#### Data section ####

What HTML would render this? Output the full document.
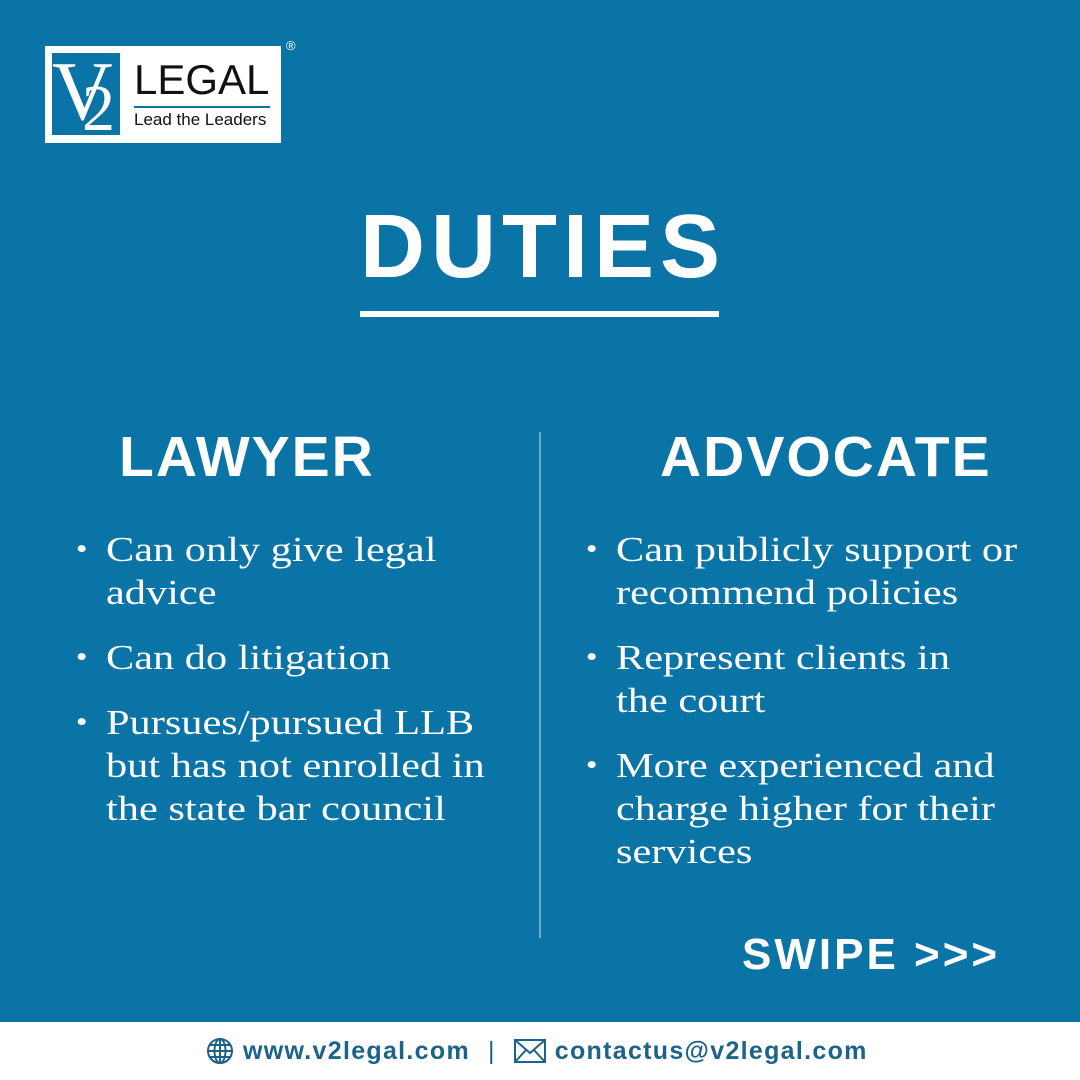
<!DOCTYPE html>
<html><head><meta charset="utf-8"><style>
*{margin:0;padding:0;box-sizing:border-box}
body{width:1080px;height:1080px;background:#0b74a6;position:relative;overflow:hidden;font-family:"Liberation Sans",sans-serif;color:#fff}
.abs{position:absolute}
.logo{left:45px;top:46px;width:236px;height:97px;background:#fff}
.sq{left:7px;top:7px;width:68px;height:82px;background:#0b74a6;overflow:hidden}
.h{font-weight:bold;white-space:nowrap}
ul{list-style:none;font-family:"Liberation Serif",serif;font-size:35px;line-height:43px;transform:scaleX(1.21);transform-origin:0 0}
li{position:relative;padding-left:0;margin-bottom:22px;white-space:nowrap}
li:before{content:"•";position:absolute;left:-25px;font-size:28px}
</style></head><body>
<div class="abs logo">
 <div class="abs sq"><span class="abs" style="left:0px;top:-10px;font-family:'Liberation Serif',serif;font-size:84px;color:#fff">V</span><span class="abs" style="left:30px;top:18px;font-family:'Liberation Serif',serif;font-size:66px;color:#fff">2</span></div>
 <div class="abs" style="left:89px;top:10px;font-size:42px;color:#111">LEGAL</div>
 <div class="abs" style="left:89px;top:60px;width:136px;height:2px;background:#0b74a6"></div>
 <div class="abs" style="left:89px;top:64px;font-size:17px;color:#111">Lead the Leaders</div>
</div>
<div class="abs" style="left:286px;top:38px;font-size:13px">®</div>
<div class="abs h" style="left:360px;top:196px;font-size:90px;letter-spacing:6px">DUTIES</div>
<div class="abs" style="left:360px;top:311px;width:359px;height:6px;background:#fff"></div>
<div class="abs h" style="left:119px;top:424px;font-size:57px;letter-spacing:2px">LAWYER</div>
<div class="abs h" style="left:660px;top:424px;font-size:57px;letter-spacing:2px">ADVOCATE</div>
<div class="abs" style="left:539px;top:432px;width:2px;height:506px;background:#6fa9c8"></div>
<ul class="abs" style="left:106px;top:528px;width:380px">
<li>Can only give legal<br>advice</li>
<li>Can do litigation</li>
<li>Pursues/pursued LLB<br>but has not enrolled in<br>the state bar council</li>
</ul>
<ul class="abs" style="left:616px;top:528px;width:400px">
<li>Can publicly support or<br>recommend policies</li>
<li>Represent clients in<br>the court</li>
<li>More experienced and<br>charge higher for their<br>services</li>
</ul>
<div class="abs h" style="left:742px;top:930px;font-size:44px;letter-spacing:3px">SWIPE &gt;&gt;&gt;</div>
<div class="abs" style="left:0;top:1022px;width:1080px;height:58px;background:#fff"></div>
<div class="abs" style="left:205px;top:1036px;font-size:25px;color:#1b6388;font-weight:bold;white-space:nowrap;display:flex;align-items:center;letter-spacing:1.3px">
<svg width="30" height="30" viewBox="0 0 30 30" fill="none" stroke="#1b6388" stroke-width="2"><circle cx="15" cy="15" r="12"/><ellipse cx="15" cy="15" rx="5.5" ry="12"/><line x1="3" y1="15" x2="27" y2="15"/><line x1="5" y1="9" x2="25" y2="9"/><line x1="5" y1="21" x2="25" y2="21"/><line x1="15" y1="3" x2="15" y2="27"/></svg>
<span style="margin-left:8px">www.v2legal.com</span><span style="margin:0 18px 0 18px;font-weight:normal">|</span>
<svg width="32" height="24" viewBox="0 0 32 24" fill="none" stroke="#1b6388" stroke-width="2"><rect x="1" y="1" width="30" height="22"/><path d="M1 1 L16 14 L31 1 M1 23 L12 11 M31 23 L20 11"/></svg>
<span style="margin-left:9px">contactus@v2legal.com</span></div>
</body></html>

####
#### Data section ####

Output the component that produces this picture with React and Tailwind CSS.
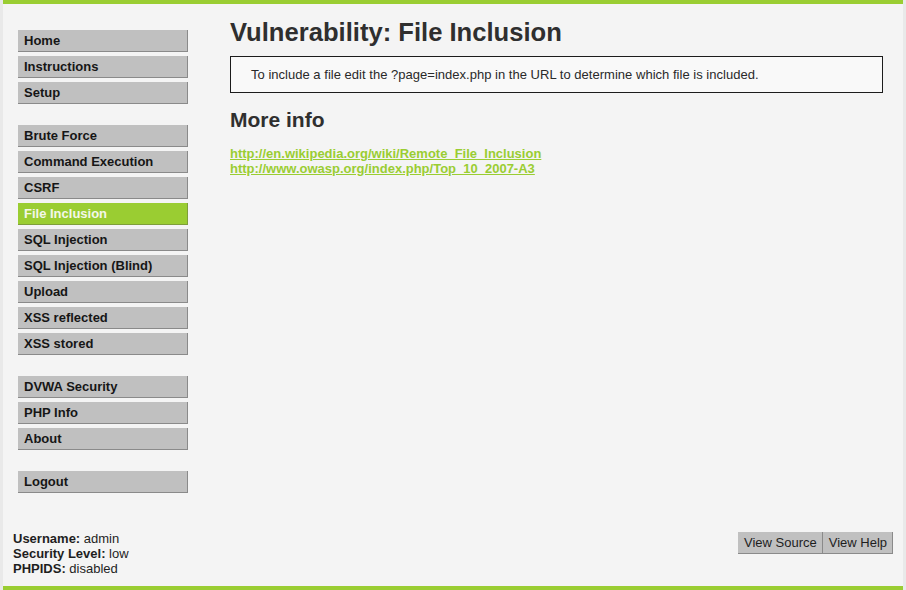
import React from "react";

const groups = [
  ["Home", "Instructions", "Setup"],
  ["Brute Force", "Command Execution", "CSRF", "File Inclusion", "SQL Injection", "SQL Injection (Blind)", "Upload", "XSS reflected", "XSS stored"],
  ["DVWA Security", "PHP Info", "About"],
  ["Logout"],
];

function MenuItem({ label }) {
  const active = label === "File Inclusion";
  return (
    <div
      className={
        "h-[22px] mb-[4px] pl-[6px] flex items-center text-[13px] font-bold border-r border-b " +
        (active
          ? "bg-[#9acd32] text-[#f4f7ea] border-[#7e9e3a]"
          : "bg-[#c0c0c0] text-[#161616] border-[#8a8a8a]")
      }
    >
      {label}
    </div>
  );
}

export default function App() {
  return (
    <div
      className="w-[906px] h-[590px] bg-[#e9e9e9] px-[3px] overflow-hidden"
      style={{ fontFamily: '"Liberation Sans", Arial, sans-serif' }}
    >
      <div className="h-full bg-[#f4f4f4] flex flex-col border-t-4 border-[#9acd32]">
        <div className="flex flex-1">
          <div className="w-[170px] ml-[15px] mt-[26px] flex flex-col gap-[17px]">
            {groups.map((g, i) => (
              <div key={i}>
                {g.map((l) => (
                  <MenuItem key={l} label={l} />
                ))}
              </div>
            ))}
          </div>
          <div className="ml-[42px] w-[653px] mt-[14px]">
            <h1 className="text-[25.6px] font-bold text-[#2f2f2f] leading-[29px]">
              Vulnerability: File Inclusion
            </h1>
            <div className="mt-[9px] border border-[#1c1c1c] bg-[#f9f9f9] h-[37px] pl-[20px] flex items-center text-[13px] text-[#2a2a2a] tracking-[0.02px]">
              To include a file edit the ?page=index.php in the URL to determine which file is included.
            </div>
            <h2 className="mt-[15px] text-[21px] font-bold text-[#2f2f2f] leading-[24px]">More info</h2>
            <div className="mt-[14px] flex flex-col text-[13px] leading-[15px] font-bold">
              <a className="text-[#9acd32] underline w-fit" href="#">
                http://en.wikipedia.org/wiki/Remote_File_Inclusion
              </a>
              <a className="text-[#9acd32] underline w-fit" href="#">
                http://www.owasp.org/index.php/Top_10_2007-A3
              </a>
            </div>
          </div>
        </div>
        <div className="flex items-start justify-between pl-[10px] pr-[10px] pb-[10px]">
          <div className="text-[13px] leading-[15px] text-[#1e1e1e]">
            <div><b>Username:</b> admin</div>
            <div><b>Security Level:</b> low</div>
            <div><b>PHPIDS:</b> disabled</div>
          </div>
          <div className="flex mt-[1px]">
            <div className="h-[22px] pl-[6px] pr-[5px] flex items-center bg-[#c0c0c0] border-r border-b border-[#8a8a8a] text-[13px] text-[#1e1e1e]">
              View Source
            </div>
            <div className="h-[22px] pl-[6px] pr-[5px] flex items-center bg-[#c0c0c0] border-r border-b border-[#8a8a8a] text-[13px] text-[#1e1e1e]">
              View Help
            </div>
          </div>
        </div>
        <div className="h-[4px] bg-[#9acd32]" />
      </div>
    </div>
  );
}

####
#### Data section ####

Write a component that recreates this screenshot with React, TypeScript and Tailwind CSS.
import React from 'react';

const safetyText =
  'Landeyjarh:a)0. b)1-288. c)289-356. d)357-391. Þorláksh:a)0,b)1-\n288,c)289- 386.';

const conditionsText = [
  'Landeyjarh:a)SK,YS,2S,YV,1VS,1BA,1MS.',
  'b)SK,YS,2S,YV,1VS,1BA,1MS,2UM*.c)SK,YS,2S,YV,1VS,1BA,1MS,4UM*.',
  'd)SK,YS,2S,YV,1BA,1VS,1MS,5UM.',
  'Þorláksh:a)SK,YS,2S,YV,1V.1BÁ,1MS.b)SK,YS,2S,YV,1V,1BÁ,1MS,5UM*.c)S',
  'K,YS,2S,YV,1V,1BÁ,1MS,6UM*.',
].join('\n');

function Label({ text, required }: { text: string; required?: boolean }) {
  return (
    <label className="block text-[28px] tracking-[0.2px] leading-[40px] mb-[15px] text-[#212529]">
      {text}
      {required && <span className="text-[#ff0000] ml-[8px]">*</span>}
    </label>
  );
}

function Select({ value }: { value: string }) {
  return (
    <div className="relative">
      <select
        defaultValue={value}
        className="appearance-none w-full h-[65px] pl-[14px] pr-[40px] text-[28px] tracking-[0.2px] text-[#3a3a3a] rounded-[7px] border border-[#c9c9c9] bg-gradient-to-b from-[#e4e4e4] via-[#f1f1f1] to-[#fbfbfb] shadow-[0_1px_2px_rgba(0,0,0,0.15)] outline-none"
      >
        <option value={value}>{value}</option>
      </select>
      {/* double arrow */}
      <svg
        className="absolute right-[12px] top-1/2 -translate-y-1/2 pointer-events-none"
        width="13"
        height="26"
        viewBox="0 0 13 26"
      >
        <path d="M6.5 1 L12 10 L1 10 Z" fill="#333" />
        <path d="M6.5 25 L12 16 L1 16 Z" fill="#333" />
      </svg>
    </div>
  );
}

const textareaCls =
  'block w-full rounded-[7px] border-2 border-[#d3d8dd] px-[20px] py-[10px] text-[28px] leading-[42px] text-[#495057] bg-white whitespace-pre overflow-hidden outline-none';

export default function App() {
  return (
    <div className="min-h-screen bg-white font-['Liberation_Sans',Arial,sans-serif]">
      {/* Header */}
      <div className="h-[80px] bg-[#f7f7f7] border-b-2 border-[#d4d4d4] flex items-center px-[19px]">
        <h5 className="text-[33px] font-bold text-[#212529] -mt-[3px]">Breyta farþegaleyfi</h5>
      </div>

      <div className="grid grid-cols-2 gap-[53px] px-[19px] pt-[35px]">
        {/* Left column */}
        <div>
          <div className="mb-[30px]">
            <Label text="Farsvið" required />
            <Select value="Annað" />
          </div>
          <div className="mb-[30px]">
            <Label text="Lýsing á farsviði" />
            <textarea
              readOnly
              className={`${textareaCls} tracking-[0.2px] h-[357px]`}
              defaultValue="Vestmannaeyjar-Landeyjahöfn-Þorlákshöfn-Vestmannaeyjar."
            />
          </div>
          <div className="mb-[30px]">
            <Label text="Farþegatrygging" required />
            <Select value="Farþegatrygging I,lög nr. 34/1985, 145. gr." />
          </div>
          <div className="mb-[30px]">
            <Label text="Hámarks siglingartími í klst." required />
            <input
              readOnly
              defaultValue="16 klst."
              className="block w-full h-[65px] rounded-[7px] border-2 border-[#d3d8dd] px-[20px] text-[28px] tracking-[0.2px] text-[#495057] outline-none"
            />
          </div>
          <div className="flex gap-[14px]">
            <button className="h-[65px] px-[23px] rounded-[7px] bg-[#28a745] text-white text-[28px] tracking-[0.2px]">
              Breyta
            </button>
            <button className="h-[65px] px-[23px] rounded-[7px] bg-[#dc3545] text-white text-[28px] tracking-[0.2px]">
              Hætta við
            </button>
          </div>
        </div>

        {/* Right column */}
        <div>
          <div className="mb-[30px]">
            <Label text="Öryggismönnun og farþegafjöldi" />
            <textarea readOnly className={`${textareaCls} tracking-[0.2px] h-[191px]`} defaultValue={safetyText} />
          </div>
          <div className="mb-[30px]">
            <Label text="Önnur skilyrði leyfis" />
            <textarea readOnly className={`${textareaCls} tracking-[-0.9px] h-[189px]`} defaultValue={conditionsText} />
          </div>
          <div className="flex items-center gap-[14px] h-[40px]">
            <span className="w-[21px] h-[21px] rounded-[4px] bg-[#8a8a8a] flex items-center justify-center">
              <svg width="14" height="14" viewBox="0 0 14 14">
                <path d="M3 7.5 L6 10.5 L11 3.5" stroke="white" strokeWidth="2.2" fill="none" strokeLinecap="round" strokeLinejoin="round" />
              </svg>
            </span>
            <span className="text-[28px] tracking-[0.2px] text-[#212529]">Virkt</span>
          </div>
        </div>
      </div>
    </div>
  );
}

####

What the task requires:
Copy out exactly the lines from the one with "Write a component" through the one with "d)357-391. Þorláksh:a)0,b)1-\n288,c)289- 386.';", counting both ends, and no other lines.

Result of the task:
Write a component that recreates this screenshot with React, TypeScript and Tailwind CSS.
import React from 'react';

const safetyText =
  'Landeyjarh:a)0. b)1-288. c)289-356. d)357-391. Þorláksh:a)0,b)1-\n288,c)289- 386.';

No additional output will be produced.